» Directions:
Write out the whole listing again, exactly.
◆ ◆ ◆ ◆ ◆
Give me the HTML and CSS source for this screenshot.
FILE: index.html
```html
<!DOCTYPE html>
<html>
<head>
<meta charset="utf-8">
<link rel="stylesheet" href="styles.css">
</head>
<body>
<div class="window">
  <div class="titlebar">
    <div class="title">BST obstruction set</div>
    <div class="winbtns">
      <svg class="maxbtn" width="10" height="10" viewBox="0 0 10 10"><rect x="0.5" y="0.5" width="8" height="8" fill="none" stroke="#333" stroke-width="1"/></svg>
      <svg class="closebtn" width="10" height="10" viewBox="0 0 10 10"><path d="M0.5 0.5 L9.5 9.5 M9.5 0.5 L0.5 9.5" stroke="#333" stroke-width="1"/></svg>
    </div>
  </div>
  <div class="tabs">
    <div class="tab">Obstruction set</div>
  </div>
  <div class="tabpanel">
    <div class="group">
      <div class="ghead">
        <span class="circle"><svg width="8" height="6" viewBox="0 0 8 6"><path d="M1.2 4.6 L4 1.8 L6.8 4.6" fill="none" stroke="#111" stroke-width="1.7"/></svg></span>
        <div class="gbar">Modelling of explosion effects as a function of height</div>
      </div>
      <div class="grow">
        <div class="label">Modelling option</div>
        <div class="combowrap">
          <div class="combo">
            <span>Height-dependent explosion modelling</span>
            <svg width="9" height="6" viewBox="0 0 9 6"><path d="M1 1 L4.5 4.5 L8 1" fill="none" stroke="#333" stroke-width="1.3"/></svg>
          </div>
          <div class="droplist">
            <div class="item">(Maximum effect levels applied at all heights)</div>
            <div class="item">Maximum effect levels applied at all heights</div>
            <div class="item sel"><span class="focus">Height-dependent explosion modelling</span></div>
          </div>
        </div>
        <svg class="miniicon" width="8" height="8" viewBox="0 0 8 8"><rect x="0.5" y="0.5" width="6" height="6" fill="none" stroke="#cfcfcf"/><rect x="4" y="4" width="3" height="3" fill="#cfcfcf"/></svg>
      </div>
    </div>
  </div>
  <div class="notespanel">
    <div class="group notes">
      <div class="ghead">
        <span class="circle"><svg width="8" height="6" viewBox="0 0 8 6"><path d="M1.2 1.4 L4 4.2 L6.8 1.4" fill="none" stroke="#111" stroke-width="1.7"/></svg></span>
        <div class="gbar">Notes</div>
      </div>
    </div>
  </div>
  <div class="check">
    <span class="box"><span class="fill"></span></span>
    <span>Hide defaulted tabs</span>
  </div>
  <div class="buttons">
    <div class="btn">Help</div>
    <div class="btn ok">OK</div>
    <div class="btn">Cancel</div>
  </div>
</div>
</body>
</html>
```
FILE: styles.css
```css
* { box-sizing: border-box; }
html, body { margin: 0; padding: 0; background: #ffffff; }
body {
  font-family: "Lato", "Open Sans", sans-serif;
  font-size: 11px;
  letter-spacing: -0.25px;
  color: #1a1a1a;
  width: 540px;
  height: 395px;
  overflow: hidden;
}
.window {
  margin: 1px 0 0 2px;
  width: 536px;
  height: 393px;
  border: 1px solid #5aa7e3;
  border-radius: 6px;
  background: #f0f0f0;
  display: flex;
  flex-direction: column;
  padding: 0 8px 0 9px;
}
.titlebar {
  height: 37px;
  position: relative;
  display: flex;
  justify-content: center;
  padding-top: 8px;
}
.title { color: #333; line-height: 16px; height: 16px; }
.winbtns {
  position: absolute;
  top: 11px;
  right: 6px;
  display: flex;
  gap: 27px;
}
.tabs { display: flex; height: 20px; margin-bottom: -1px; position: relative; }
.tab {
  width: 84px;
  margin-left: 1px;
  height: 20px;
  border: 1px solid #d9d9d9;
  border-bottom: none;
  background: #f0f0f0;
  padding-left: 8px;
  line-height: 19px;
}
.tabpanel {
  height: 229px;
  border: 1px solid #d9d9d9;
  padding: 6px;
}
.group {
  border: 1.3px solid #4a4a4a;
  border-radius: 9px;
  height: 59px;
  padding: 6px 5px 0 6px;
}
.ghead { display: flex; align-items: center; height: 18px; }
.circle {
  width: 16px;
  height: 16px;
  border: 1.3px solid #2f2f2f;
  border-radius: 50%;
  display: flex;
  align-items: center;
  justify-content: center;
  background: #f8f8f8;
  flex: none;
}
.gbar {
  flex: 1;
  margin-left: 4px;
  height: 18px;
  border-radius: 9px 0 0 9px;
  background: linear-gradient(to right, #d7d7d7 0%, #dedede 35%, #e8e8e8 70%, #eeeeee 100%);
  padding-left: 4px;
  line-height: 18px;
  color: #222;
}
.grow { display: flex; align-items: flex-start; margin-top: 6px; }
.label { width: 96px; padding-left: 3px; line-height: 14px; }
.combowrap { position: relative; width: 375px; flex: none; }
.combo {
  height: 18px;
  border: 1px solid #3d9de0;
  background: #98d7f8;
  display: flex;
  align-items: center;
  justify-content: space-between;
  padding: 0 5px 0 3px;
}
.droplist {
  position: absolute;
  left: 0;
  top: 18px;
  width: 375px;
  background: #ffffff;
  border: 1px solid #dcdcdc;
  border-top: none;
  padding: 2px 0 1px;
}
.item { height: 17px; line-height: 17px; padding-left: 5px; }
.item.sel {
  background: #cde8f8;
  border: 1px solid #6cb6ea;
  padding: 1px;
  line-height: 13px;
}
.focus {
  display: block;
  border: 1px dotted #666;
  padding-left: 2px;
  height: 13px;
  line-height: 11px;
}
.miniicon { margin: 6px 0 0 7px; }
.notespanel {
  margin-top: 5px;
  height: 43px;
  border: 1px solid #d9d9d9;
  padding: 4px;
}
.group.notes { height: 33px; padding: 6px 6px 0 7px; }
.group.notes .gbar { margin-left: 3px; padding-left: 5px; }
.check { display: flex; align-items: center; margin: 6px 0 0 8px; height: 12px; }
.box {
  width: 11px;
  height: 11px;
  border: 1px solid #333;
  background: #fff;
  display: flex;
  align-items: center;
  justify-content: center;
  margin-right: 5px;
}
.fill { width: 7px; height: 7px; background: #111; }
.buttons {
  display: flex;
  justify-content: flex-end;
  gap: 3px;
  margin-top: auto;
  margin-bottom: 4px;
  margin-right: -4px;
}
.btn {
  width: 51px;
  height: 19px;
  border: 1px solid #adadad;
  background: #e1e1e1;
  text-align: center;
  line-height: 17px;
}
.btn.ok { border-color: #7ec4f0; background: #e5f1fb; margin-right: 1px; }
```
◆ ◆ ◆ ◆ ◆
» Answer to the task:
Give me the HTML and CSS source for this screenshot.
FILE: index.html
```html
<!DOCTYPE html>
<html>
<head>
<meta charset="utf-8">
<link rel="stylesheet" href="styles.css">
</head>
<body>
<div class="window">
  <div class="titlebar">
    <div class="title">BST obstruction set</div>
    <div class="winbtns">
      <svg class="maxbtn" width="10" height="10" viewBox="0 0 10 10"><rect x="0.5" y="0.5" width="8" height="8" fill="none" stroke="#333" stroke-width="1"/></svg>
      <svg class="closebtn" width="10" height="10" viewBox="0 0 10 10"><path d="M0.5 0.5 L9.5 9.5 M9.5 0.5 L0.5 9.5" stroke="#333" stroke-width="1"/></svg>
    </div>
  </div>
  <div class="tabs">
    <div class="tab">Obstruction set</div>
  </div>
  <div class="tabpanel">
    <div class="group">
      <div class="ghead">
        <span class="circle"><svg width="8" height="6" viewBox="0 0 8 6"><path d="M1.2 4.6 L4 1.8 L6.8 4.6" fill="none" stroke="#111" stroke-width="1.7"/></svg></span>
        <div class="gbar">Modelling of explosion effects as a function of height</div>
      </div>
      <div class="grow">
        <div class="label">Modelling option</div>
        <div class="combowrap">
          <div class="combo">
            <span>Height-dependent explosion modelling</span>
            <svg width="9" height="6" viewBox="0 0 9 6"><path d="M1 1 L4.5 4.5 L8 1" fill="none" stroke="#333" stroke-width="1.3"/></svg>
          </div>
          <div class="droplist">
            <div class="item">(Maximum effect levels applied at all heights)</div>
            <div class="item">Maximum effect levels applied at all heights</div>
            <div class="item sel"><span class="focus">Height-dependent explosion modelling</span></div>
          </div>
        </div>
        <svg class="miniicon" width="8" height="8" viewBox="0 0 8 8"><rect x="0.5" y="0.5" width="6" height="6" fill="none" stroke="#cfcfcf"/><rect x="4" y="4" width="3" height="3" fill="#cfcfcf"/></svg>
      </div>
    </div>
  </div>
  <div class="notespanel">
    <div class="group notes">
      <div class="ghead">
        <span class="circle"><svg width="8" height="6" viewBox="0 0 8 6"><path d="M1.2 1.4 L4 4.2 L6.8 1.4" fill="none" stroke="#111" stroke-width="1.7"/></svg></span>
        <div class="gbar">Notes</div>
      </div>
    </div>
  </div>
  <div class="check">
    <span class="box"><span class="fill"></span></span>
    <span>Hide defaulted tabs</span>
  </div>
  <div class="buttons">
    <div class="btn">Help</div>
    <div class="btn ok">OK</div>
    <div class="btn">Cancel</div>
  </div>
</div>
</body>
</html>
```
FILE: styles.css
```css
* { box-sizing: border-box; }
html, body { margin: 0; padding: 0; background: #ffffff; }
body {
  font-family: "Lato", "Open Sans", sans-serif;
  font-size: 11px;
  letter-spacing: -0.25px;
  color: #1a1a1a;
  width: 540px;
  height: 395px;
  overflow: hidden;
}
.window {
  margin: 1px 0 0 2px;
  width: 536px;
  height: 393px;
  border: 1px solid #5aa7e3;
  border-radius: 6px;
  background: #f0f0f0;
  display: flex;
  flex-direction: column;
  padding: 0 8px 0 9px;
}
.titlebar {
  height: 37px;
  position: relative;
  display: flex;
  justify-content: center;
  padding-top: 8px;
}
.title { color: #333; line-height: 16px; height: 16px; }
.winbtns {
  position: absolute;
  top: 11px;
  right: 6px;
  display: flex;
  gap: 27px;
}
.tabs { display: flex; height: 20px; margin-bottom: -1px; position: relative; }
.tab {
  width: 84px;
  margin-left: 1px;
  height: 20px;
  border: 1px solid #d9d9d9;
  border-bottom: none;
  background: #f0f0f0;
  padding-left: 8px;
  line-height: 19px;
}
.tabpanel {
  height: 229px;
  border: 1px solid #d9d9d9;
  padding: 6px;
}
.group {
  border: 1.3px solid #4a4a4a;
  border-radius: 9px;
  height: 59px;
  padding: 6px 5px 0 6px;
}
.ghead { display: flex; align-items: center; height: 18px; }
.circle {
  width: 16px;
  height: 16px;
  border: 1.3px solid #2f2f2f;
  border-radius: 50%;
  display: flex;
  align-items: center;
  justify-content: center;
  background: #f8f8f8;
  flex: none;
}
.gbar {
  flex: 1;
  margin-left: 4px;
  height: 18px;
  border-radius: 9px 0 0 9px;
  background: linear-gradient(to right, #d7d7d7 0%, #dedede 35%, #e8e8e8 70%, #eeeeee 100%);
  padding-left: 4px;
  line-height: 18px;
  color: #222;
}
.grow { display: flex; align-items: flex-start; margin-top: 6px; }
.label { width: 96px; padding-left: 3px; line-height: 14px; }
.combowrap { position: relative; width: 375px; flex: none; }
.combo {
  height: 18px;
  border: 1px solid #3d9de0;
  background: #98d7f8;
  display: flex;
  align-items: center;
  justify-content: space-between;
  padding: 0 5px 0 3px;
}
.droplist {
  position: absolute;
  left: 0;
  top: 18px;
  width: 375px;
  background: #ffffff;
  border: 1px solid #dcdcdc;
  border-top: none;
  padding: 2px 0 1px;
}
.item { height: 17px; line-height: 17px; padding-left: 5px; }
.item.sel {
  background: #cde8f8;
  border: 1px solid #6cb6ea;
  padding: 1px;
  line-height: 13px;
}
.focus {
  display: block;
  border: 1px dotted #666;
  padding-left: 2px;
  height: 13px;
  line-height: 11px;
}
.miniicon { margin: 6px 0 0 7px; }
.notespanel {
  margin-top: 5px;
  height: 43px;
  border: 1px solid #d9d9d9;
  padding: 4px;
}
.group.notes { height: 33px; padding: 6px 6px 0 7px; }
.group.notes .gbar { margin-left: 3px; padding-left: 5px; }
.check { display: flex; align-items: center; margin: 6px 0 0 8px; height: 12px; }
.box {
  width: 11px;
  height: 11px;
  border: 1px solid #333;
  background: #fff;
  display: flex;
  align-items: center;
  justify-content: center;
  margin-right: 5px;
}
.fill { width: 7px; height: 7px; background: #111; }
.buttons {
  display: flex;
  justify-content: flex-end;
  gap: 3px;
  margin-top: auto;
  margin-bottom: 4px;
  margin-right: -4px;
}
.btn {
  width: 51px;
  height: 19px;
  border: 1px solid #adadad;
  background: #e1e1e1;
  text-align: center;
  line-height: 17px;
}
.btn.ok { border-color: #7ec4f0; background: #e5f1fb; margin-right: 1px; }
```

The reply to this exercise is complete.